See the reconciler document for more information.

The Application#

The controller application is the part that watches for changes, determines what root object needs reconciliations, and then schedules reconciliations for those changes. It is the glue that turns what you want into something running in Kubernetes.

In this guide; the application is written in rust, using the kube crate as a dependency with the runtime feature, compiled into a container, and deployed in Kubernetes as a Deployment.

The core features inside the application are:

  • an encoding of the main object + relevant objects
  • an infinite watch loop around relevant objects
  • a system that maps object changes to the relevant main object
  • an idempotent reconciler acting on a main object

The system must be fault-tolerant, and thus must be able to recover from crashes, downtime, and resuming even having missed messages.

Setting up a blank controller in rust satisfying these constraints is fairly simple, and can be done with minimal boilerplate (no generated files need be inlined in your project).

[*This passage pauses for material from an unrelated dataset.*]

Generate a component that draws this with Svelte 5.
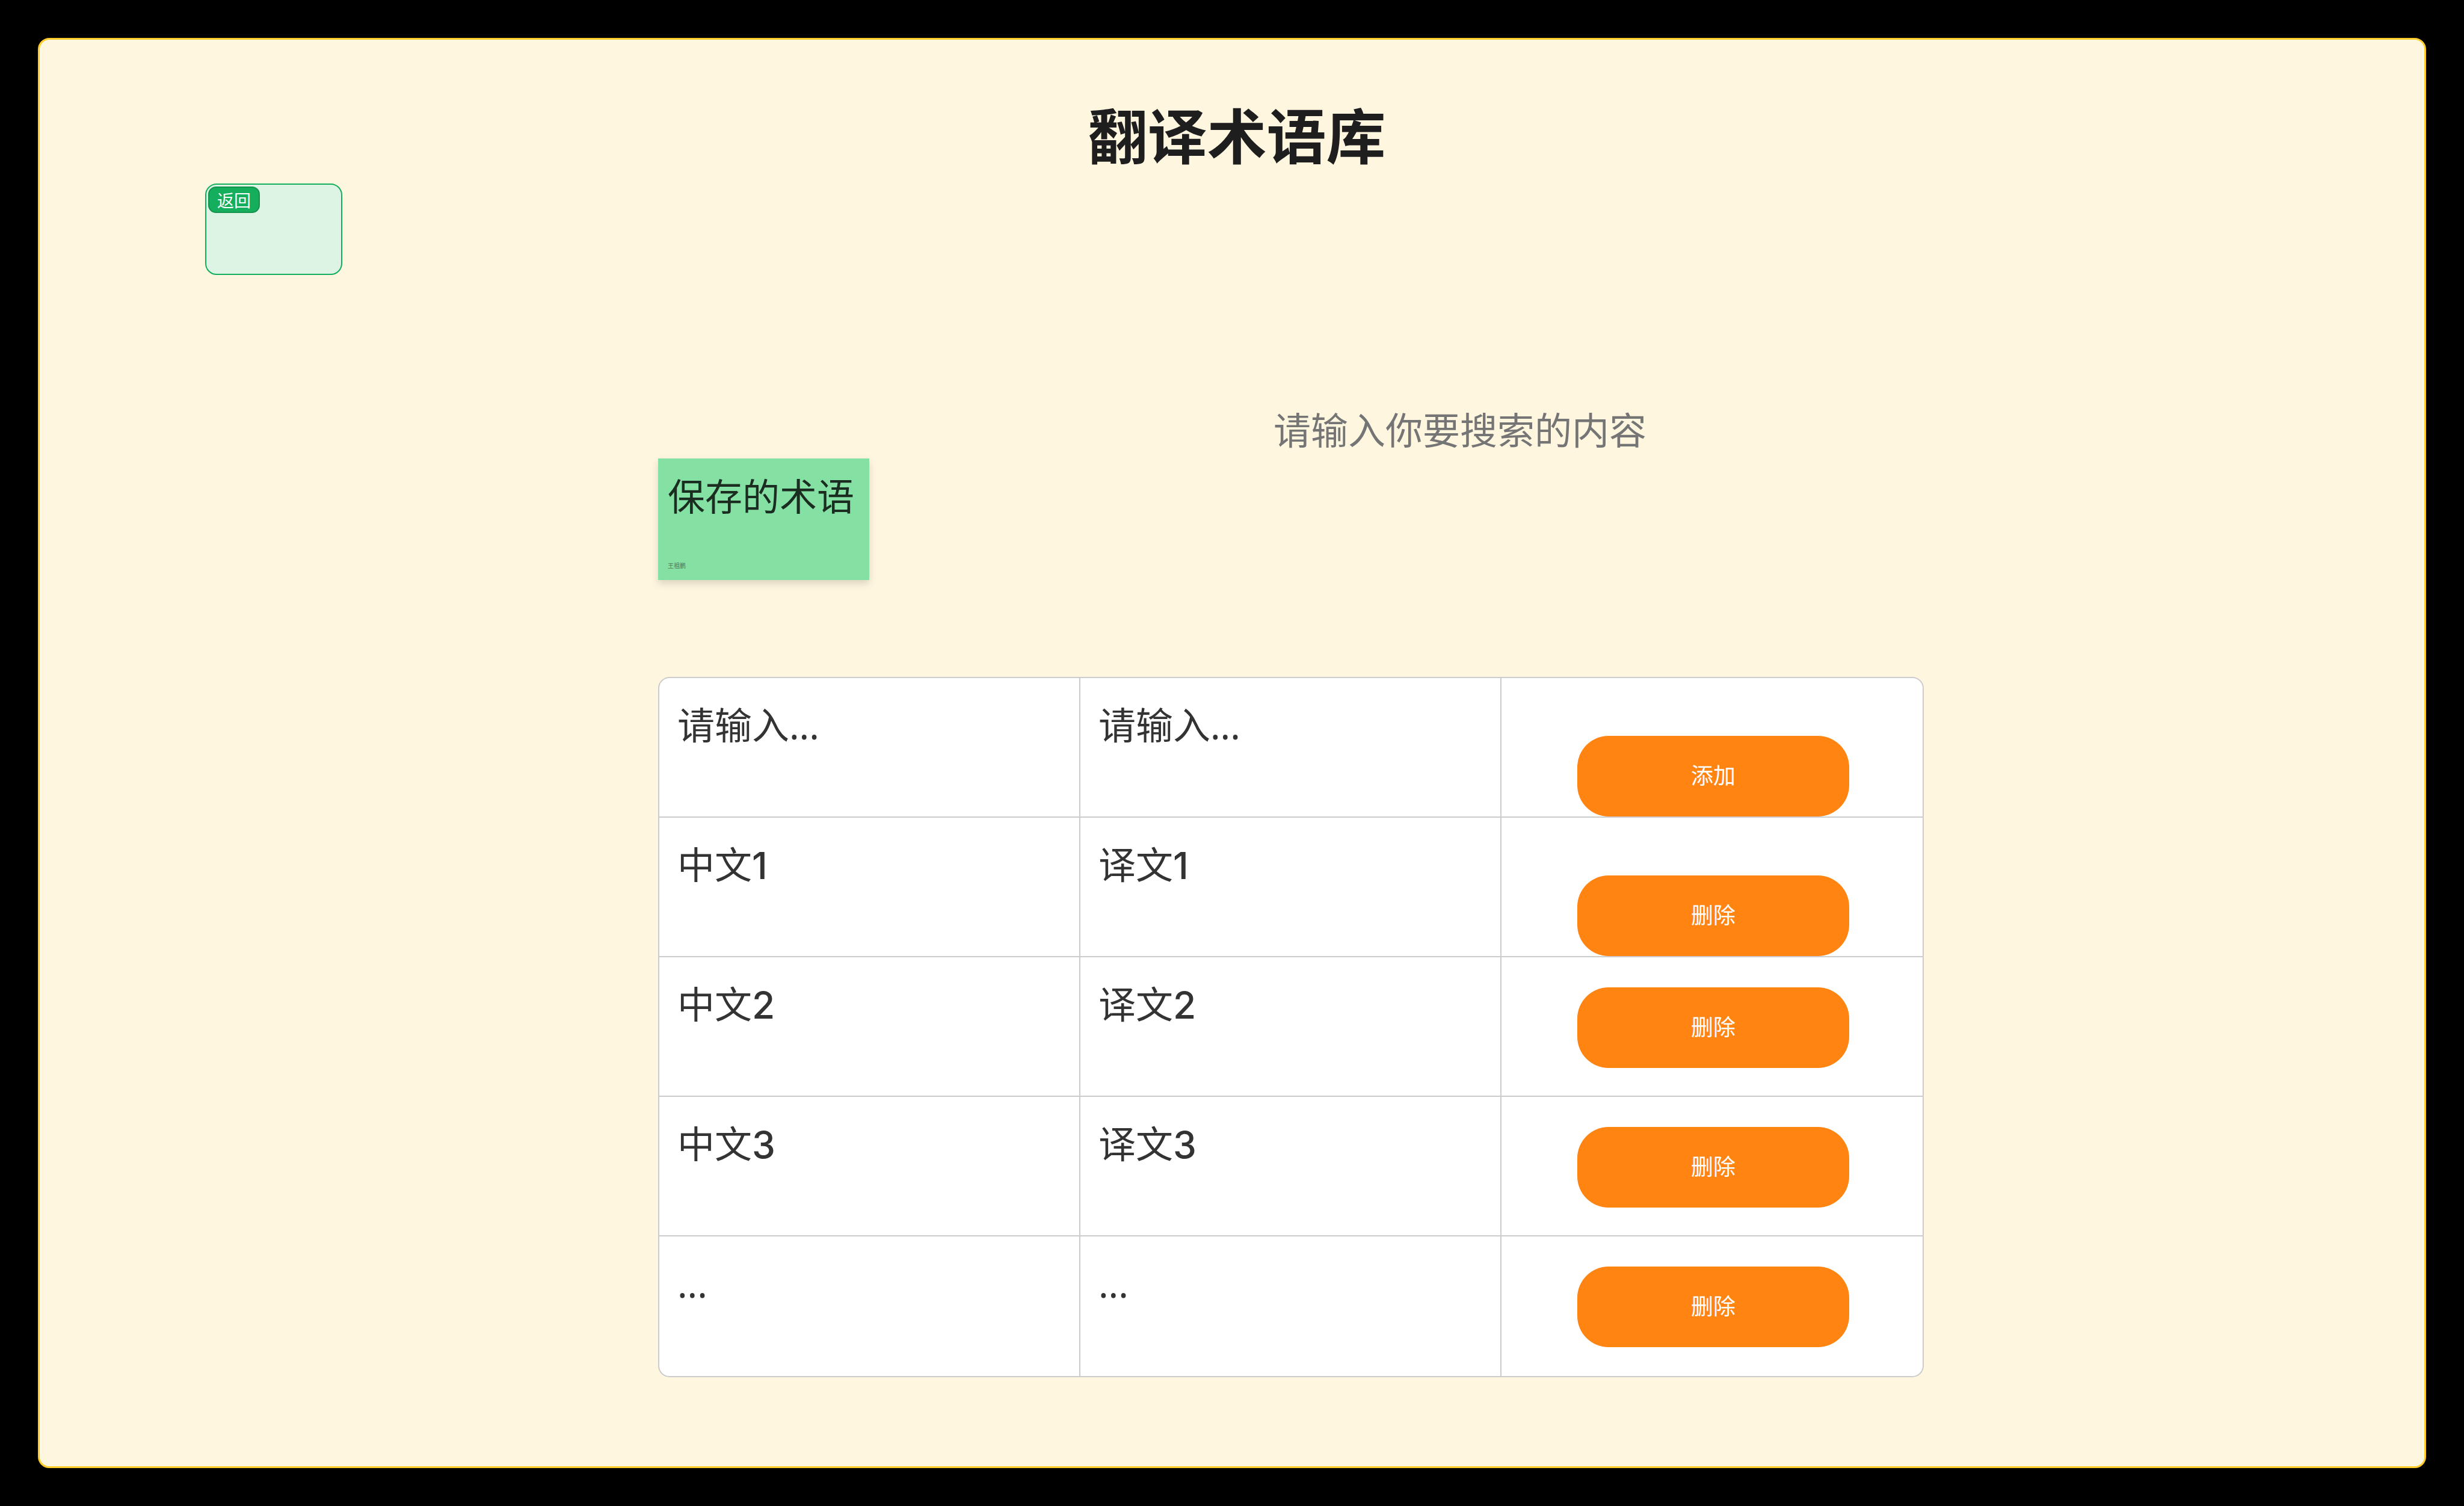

See the application document for the high-level details.

Controllers and Operators#

The terminology between controllers and operators are quite similar:

  1. Kubernetes uses the following controller terminology:

In Kubernetes, controllers are control loops that watch the state of your cluster, then make or request changes where needed. Each controller tries to move the current cluster state closer to the desired state.

  1. The term operator, on the other hand, was originally introduced by CoreOS as:

An Operator is an application-specific controller that extends the Kubernetes API to create, configure and manage instances of complex stateful applications on behalf of a Kubernetes user. It builds upon the basic Kubernetes resource and controller concepts, but also includes domain or application-specific knowledge to automate common tasks better managed by computers.

Which is further reworded now under their new agglomerate banner.

They key differences between the two is that operators generally a specific type of controller, sometimes more than one in a single application. A controller would at the very least need to:

  • manage custom resource definition(s)
  • maintain single app focus

to be classified as an operator.

The term operator is a flashier term that makes the common use-case for user-written CRD controllers more understandable. If you have a CRD, you likely want to write a controller for it (otherwise why go through the effort of making a custom resource?).

Guide Focus#

Our goal is that with this guide, you will learn how to use and apply the various controller patterns, so that you can avoid scaffolding out a large / complex / underutilized structure.

We will focus on all the patterns as to not betray the versatility of the Kubernetes API, because components found within complex controllers can generally be mixed and matched as you see fit.

We will focus on how the various element composes so you can take advantage of any controller archetypes - operators included.